* STATED GOAL *
Report the count of lines below that include "components", without any other text.

━━━━━ DATASET EXCERPT

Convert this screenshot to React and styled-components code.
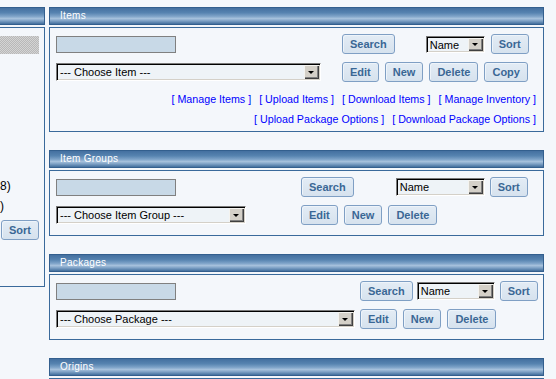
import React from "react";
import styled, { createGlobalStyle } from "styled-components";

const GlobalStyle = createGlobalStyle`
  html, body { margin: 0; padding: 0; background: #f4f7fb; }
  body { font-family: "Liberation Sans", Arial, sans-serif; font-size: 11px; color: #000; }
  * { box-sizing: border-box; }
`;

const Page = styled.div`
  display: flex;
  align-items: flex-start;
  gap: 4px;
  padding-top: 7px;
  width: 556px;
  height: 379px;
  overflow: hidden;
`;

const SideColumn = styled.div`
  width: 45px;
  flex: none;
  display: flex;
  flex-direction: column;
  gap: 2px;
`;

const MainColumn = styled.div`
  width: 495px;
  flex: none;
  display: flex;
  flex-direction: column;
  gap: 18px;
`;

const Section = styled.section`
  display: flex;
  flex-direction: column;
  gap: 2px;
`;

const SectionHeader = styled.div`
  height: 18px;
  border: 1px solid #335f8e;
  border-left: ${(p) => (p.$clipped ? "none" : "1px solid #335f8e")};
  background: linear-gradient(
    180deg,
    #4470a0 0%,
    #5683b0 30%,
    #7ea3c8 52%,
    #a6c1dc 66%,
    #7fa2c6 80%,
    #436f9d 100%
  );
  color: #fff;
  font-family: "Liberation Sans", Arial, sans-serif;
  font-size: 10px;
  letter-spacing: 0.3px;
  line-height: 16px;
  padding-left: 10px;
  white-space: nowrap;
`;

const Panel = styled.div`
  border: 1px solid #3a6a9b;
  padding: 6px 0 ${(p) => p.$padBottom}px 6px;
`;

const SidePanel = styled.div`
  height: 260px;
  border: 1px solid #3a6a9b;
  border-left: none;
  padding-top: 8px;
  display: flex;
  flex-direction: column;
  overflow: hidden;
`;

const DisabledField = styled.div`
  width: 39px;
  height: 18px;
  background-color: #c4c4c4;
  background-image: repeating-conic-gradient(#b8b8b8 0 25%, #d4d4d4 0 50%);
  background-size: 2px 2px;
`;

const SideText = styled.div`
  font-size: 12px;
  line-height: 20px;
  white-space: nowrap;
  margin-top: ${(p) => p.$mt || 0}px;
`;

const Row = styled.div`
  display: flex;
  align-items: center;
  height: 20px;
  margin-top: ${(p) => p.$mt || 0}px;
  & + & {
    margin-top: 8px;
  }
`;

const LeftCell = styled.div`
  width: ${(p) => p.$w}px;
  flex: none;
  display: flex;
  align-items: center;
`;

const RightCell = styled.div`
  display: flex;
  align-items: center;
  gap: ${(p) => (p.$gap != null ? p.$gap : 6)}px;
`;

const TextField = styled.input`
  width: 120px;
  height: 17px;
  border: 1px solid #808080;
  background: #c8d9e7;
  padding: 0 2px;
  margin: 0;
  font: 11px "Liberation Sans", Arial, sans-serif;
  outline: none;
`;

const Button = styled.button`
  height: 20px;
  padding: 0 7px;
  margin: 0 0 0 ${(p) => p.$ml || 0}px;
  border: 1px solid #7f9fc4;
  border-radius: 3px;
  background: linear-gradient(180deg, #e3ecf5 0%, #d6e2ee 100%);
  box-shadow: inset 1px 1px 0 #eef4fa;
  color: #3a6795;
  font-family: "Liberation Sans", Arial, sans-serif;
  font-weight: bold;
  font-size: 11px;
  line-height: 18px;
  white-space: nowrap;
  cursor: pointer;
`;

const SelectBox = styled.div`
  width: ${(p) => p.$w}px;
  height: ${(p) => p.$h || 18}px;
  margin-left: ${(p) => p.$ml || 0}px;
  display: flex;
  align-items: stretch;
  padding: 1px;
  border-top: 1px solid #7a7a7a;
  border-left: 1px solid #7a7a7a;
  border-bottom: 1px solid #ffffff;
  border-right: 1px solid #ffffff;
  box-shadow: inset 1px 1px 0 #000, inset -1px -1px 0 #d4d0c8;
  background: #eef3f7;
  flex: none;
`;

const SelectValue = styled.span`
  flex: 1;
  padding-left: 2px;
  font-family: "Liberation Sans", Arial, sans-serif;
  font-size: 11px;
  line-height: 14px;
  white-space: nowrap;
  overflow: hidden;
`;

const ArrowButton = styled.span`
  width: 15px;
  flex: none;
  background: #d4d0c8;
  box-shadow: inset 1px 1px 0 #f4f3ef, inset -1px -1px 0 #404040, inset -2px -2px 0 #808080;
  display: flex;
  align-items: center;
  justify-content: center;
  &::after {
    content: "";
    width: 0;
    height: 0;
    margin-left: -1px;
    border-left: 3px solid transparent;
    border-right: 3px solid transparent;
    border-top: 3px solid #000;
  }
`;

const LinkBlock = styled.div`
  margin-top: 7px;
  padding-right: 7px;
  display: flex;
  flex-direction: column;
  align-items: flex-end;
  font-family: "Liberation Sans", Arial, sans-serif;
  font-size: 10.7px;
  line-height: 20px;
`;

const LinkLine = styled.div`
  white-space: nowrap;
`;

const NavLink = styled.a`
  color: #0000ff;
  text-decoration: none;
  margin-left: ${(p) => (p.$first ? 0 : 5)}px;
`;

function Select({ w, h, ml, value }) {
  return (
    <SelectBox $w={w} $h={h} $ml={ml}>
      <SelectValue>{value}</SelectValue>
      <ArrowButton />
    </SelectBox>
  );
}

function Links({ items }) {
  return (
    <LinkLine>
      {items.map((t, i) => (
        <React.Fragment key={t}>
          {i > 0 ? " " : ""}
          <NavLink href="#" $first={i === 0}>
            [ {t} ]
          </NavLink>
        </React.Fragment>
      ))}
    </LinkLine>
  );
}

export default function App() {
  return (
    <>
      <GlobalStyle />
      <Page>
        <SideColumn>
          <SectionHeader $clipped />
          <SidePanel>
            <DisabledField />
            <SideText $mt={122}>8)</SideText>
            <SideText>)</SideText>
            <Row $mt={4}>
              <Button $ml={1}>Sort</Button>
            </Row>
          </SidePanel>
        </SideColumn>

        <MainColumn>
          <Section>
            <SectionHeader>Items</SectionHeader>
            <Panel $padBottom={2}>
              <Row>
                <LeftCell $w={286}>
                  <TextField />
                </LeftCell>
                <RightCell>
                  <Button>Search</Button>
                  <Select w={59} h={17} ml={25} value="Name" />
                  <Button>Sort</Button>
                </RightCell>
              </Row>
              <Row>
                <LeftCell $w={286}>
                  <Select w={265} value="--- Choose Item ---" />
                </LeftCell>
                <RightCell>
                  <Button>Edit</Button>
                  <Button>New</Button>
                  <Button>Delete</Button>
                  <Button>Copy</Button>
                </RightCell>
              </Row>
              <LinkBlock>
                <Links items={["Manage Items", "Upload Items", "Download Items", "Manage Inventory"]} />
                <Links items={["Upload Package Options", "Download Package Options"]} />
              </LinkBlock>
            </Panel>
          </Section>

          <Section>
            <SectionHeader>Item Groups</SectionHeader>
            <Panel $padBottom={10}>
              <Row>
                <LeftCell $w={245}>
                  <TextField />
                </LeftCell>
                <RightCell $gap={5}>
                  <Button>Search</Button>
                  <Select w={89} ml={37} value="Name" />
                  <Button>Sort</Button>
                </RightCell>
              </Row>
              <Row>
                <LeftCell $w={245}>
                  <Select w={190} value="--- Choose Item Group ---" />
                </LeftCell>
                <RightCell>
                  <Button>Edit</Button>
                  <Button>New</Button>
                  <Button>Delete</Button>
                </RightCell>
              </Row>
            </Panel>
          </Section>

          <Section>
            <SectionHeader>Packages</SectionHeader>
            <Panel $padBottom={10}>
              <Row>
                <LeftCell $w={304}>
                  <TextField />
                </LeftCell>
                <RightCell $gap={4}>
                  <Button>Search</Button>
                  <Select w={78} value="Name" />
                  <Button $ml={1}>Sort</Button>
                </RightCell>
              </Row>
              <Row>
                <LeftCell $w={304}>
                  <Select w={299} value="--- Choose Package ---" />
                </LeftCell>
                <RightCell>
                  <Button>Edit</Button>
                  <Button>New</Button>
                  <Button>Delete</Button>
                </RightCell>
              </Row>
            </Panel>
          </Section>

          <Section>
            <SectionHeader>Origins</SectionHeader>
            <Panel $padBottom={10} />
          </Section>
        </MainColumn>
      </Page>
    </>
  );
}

━━━━━━━━━━

* COMPLETE ANSWER *
2